**Instructions for the task**
Go through the entries below and collect each line with the string "page" in it.

----------------------------------------

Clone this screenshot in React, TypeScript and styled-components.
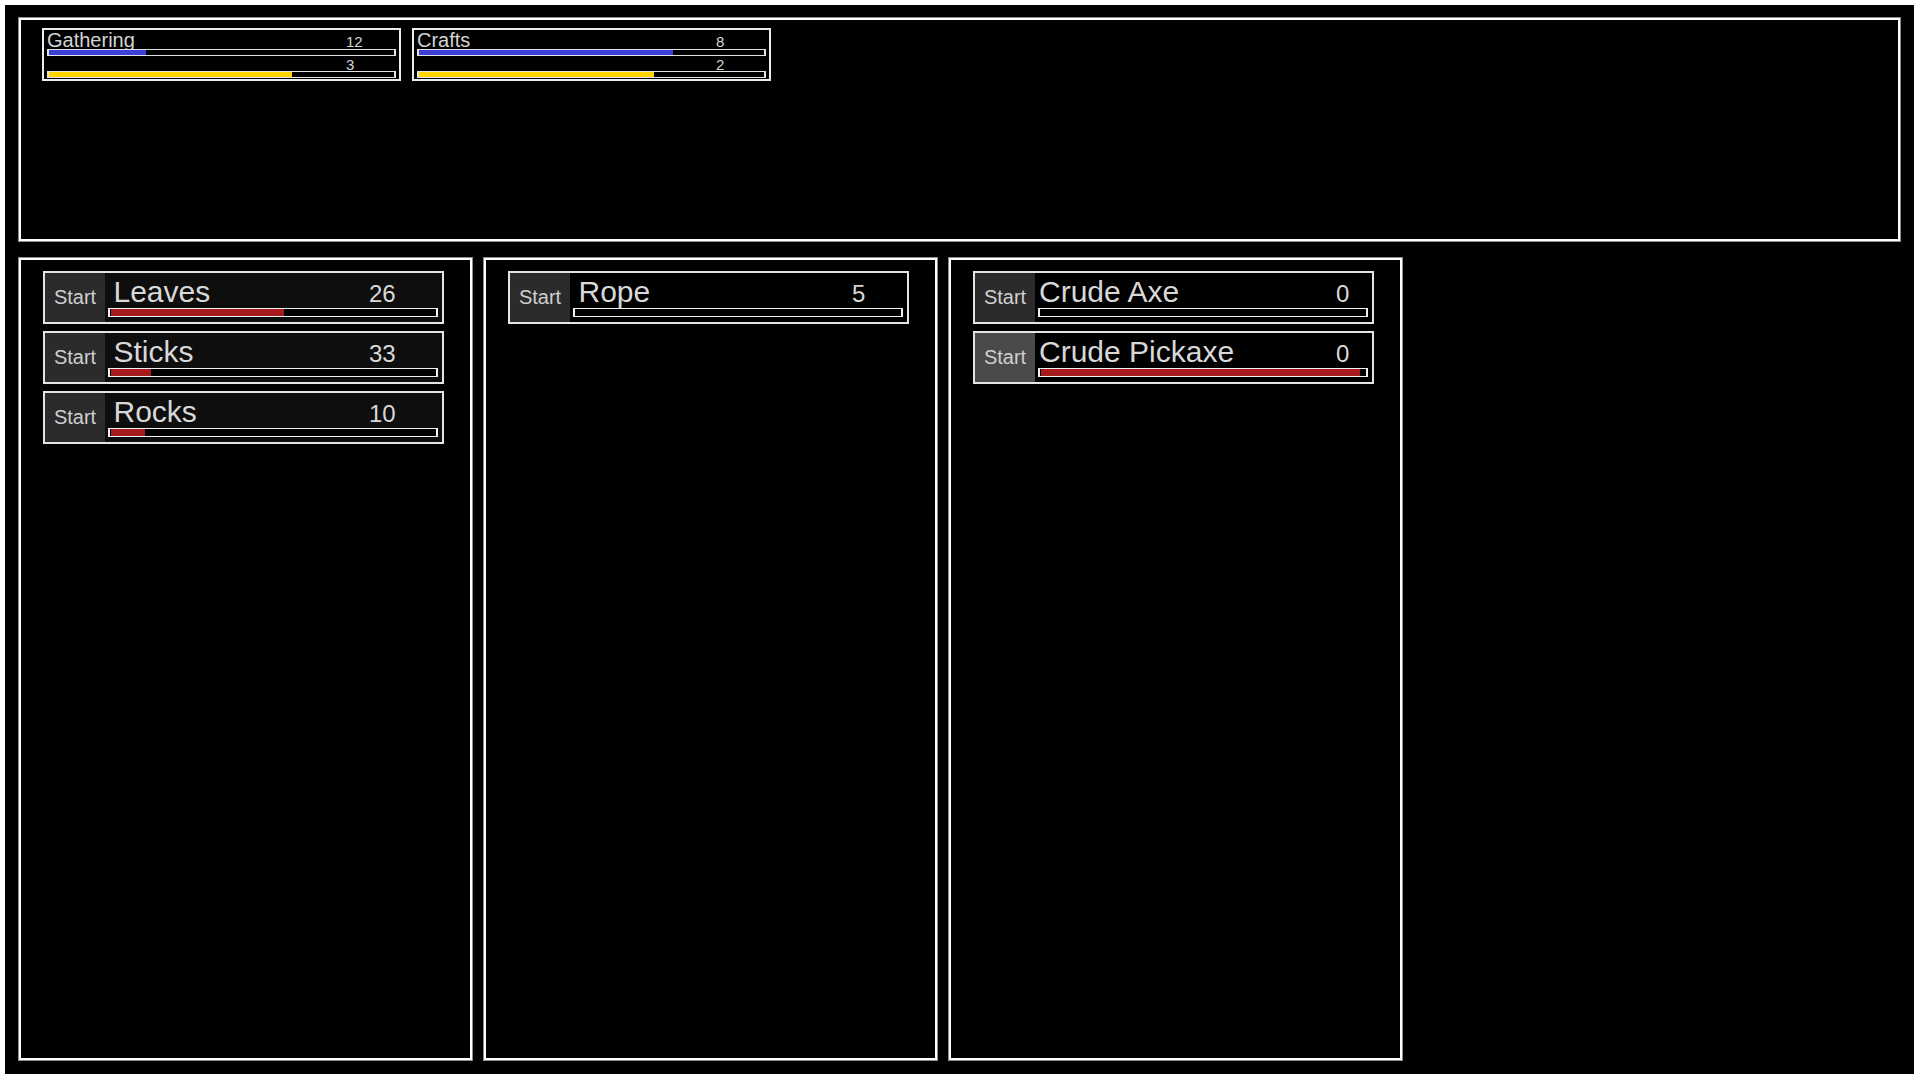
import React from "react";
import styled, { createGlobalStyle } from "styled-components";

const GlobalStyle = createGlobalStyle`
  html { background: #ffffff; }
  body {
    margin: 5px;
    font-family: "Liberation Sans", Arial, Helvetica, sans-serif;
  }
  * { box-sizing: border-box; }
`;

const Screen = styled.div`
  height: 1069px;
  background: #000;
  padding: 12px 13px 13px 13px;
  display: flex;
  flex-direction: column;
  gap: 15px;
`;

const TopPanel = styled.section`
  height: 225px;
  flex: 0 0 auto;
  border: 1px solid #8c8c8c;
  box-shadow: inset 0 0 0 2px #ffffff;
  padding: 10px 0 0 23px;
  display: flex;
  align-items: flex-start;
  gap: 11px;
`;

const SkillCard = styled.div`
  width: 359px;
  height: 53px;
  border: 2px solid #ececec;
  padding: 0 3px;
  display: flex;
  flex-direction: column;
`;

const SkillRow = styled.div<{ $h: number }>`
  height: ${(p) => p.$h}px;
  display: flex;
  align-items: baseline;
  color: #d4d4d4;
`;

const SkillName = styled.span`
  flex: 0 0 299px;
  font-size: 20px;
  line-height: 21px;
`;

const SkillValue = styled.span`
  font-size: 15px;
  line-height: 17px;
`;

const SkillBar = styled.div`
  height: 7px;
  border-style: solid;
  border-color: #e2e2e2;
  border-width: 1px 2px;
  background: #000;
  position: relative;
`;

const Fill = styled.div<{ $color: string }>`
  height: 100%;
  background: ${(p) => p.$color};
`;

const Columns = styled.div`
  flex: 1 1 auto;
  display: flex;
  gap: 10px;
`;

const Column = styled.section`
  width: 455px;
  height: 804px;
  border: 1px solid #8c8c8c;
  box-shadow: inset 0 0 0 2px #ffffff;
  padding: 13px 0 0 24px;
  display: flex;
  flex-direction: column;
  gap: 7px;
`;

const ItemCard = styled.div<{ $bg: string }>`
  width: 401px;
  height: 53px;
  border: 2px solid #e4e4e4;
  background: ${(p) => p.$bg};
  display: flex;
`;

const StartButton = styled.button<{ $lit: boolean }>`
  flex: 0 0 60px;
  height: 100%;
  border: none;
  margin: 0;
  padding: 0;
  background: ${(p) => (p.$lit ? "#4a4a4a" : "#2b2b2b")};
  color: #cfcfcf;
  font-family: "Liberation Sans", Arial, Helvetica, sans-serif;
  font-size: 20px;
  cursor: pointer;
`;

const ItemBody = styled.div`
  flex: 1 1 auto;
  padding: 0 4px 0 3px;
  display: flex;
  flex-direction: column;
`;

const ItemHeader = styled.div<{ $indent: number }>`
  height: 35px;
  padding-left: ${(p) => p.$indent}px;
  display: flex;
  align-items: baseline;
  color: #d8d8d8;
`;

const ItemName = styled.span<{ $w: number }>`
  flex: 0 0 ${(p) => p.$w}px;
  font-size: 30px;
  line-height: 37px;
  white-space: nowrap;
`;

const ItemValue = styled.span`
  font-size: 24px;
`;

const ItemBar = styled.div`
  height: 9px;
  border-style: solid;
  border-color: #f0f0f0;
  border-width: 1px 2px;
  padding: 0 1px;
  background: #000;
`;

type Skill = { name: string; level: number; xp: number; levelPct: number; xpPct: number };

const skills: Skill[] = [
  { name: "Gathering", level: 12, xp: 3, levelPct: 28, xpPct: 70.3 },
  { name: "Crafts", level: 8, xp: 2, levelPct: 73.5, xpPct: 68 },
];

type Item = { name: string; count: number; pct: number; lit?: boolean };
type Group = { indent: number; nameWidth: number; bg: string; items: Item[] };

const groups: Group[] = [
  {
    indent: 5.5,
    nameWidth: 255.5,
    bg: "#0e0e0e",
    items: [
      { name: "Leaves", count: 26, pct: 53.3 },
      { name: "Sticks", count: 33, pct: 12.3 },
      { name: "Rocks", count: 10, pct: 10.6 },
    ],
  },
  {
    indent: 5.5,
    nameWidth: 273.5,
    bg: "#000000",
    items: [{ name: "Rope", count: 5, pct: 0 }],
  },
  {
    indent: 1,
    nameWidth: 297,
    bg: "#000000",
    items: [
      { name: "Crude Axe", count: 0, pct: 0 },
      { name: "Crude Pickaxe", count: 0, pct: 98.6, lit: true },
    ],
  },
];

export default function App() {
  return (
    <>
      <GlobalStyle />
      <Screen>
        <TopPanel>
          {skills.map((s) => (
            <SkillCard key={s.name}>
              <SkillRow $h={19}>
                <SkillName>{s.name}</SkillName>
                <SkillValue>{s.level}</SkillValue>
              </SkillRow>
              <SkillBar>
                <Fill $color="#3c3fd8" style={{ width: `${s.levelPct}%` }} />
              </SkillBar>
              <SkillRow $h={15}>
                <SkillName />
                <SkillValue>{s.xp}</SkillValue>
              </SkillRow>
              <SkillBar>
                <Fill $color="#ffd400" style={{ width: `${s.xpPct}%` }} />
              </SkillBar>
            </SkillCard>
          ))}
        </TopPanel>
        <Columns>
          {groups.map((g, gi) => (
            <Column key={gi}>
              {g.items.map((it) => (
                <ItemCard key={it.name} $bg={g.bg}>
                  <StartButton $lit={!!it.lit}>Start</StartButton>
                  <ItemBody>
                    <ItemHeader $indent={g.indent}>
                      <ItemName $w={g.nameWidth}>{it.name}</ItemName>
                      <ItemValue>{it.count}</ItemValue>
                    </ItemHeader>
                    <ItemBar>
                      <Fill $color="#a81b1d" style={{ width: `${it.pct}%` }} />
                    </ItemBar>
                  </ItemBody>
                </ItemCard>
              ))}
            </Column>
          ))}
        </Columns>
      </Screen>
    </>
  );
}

----------------------------------------

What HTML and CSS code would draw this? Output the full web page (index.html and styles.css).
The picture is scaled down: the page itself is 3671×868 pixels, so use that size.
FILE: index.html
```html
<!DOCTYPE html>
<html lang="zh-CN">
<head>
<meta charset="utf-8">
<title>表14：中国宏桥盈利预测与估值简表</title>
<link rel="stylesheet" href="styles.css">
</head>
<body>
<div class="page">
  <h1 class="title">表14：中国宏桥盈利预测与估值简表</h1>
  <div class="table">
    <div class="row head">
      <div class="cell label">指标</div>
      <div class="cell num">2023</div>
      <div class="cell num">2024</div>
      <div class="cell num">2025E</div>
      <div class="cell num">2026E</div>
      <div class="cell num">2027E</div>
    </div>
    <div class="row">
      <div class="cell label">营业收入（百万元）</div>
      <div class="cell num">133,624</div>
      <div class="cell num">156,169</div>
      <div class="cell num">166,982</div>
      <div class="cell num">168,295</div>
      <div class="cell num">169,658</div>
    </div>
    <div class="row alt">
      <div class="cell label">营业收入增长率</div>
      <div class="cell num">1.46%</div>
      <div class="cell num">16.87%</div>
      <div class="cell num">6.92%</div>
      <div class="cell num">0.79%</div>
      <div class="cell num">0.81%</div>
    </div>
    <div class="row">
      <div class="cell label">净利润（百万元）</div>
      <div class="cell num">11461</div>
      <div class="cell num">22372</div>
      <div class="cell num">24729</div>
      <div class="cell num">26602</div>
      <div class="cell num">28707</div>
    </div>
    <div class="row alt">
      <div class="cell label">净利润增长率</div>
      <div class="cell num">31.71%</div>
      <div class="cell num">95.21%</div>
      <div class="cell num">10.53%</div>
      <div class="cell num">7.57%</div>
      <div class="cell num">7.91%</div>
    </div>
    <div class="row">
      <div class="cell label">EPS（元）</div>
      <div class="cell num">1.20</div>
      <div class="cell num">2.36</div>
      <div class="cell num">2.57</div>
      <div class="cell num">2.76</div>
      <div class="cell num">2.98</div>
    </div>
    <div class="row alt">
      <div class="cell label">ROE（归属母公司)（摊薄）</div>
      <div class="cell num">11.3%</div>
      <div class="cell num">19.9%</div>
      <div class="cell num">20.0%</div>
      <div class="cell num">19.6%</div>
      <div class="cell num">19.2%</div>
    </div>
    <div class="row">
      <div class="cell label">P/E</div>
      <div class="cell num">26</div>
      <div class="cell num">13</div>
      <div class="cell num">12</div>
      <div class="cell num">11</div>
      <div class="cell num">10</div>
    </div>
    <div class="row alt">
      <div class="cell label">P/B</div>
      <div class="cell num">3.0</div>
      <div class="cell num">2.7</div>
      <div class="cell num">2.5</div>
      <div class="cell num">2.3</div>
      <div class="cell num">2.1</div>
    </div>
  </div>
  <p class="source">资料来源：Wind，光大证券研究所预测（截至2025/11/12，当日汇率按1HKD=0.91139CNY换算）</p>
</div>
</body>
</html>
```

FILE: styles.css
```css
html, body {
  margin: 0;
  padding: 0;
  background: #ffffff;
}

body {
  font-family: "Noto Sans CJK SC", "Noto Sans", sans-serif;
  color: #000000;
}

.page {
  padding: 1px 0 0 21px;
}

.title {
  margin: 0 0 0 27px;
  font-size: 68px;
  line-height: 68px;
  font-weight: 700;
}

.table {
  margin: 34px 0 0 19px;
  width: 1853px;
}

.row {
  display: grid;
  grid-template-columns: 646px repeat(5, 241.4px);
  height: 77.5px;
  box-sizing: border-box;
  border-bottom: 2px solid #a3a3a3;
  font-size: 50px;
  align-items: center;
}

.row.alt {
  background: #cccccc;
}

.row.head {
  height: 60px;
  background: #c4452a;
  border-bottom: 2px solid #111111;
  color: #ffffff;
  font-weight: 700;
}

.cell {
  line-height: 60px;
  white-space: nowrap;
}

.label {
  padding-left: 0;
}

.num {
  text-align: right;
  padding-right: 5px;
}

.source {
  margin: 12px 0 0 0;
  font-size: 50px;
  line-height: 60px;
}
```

----------------------------------------

**Reply to the task**
What HTML and CSS code would draw this? Output the full web page (index.html and styles.css).
The picture is scaled down: the page itself is 3671×868 pixels, so use that size.
<div class="page">
.page {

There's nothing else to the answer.